**Task goal**
Answer with one number: how many lines have "components".

-------- Collected data --------

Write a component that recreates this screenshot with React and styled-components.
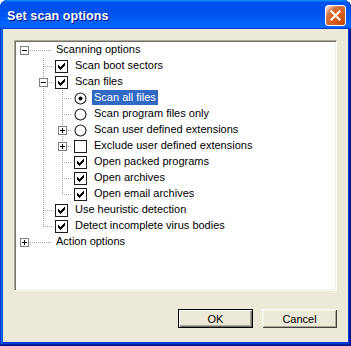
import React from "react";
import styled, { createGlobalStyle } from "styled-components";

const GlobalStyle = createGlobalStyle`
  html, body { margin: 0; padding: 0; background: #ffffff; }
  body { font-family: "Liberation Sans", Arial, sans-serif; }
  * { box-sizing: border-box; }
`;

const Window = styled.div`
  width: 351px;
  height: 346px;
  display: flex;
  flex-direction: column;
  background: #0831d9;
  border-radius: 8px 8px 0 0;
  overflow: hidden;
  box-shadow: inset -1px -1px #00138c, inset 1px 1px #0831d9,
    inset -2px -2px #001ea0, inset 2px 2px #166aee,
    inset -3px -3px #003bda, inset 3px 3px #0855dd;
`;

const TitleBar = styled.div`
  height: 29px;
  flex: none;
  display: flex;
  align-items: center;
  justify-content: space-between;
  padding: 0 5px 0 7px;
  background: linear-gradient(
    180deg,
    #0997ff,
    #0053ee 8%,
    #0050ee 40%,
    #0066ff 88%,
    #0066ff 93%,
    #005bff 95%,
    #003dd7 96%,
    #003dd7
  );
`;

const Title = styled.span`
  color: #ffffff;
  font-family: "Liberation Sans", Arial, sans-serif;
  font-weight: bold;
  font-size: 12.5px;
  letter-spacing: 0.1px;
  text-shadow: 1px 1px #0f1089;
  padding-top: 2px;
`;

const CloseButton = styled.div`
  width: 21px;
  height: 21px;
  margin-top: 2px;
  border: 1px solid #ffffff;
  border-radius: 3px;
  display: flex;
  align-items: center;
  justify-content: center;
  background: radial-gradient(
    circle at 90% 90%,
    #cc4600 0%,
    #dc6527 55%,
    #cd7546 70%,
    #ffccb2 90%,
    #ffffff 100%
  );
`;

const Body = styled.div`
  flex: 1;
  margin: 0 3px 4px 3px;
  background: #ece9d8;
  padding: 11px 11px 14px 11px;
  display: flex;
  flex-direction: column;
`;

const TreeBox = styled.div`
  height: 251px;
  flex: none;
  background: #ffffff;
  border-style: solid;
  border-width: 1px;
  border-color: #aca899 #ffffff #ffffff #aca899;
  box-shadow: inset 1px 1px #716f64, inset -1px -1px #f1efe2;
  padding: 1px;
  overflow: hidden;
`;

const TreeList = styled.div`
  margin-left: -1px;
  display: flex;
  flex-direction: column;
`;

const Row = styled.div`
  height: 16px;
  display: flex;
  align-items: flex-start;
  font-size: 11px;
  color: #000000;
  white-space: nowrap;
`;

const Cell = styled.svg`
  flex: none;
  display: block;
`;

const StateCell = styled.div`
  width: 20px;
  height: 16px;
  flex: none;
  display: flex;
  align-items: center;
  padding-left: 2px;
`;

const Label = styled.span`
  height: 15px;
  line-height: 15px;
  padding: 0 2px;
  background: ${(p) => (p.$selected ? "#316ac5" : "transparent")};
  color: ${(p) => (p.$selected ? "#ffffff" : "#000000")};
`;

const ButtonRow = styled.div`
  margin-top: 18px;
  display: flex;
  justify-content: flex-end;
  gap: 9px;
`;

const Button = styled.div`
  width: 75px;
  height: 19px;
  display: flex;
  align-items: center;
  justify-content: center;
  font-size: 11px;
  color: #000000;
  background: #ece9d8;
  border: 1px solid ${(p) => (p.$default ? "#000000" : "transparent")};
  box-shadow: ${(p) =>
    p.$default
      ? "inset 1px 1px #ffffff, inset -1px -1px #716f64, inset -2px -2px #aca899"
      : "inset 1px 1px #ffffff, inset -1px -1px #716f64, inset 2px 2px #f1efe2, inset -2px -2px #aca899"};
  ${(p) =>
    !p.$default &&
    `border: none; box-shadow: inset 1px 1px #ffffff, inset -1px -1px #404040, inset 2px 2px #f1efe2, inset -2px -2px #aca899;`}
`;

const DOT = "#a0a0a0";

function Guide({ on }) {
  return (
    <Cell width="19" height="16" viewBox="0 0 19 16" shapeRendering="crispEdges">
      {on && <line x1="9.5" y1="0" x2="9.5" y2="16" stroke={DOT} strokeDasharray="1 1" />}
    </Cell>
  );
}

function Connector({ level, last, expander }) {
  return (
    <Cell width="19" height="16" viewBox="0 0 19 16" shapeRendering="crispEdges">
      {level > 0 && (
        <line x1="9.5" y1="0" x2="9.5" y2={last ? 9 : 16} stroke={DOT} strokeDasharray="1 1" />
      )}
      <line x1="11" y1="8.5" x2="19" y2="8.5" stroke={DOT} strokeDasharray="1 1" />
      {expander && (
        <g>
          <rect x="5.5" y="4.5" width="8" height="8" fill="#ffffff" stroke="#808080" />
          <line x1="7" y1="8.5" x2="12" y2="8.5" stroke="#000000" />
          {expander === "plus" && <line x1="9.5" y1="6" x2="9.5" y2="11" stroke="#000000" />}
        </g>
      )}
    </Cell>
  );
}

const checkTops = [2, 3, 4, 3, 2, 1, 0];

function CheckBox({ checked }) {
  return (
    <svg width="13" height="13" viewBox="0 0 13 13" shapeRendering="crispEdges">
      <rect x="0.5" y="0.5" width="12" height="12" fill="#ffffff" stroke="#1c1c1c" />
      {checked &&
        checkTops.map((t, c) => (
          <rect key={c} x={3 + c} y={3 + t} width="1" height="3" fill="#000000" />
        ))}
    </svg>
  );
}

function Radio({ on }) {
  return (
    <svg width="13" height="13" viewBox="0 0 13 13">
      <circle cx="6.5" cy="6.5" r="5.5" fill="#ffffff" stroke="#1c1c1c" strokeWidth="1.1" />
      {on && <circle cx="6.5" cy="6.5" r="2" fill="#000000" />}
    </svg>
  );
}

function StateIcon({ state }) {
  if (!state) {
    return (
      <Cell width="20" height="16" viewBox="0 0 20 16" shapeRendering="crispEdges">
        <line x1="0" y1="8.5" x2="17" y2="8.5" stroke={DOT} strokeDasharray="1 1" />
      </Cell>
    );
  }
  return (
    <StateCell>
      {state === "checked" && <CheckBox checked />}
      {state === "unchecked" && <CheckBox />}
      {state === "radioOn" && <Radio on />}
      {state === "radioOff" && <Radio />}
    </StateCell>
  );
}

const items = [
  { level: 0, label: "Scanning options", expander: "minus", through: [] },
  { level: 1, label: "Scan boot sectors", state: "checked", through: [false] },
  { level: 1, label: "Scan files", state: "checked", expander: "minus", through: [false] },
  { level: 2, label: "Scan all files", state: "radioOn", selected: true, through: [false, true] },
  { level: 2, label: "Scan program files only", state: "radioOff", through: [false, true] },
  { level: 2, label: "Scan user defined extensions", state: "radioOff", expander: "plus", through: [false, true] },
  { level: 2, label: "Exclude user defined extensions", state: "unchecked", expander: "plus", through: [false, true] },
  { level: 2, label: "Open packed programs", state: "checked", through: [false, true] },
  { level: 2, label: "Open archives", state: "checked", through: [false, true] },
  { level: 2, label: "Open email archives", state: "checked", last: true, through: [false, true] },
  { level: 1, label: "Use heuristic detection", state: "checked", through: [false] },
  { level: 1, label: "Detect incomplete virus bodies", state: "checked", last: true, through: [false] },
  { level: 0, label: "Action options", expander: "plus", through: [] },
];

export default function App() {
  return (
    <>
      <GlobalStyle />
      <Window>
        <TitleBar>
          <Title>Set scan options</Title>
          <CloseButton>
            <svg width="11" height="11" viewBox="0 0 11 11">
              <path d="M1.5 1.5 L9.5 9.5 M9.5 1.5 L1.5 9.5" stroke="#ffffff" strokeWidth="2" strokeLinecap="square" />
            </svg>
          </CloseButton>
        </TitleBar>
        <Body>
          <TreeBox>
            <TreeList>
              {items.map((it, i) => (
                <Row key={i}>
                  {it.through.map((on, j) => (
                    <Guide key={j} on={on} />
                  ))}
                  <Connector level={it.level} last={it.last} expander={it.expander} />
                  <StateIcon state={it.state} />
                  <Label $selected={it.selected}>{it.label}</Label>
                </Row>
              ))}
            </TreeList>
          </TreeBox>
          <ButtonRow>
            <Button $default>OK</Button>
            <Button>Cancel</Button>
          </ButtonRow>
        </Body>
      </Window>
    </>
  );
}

--------

**Output of the exercise**
2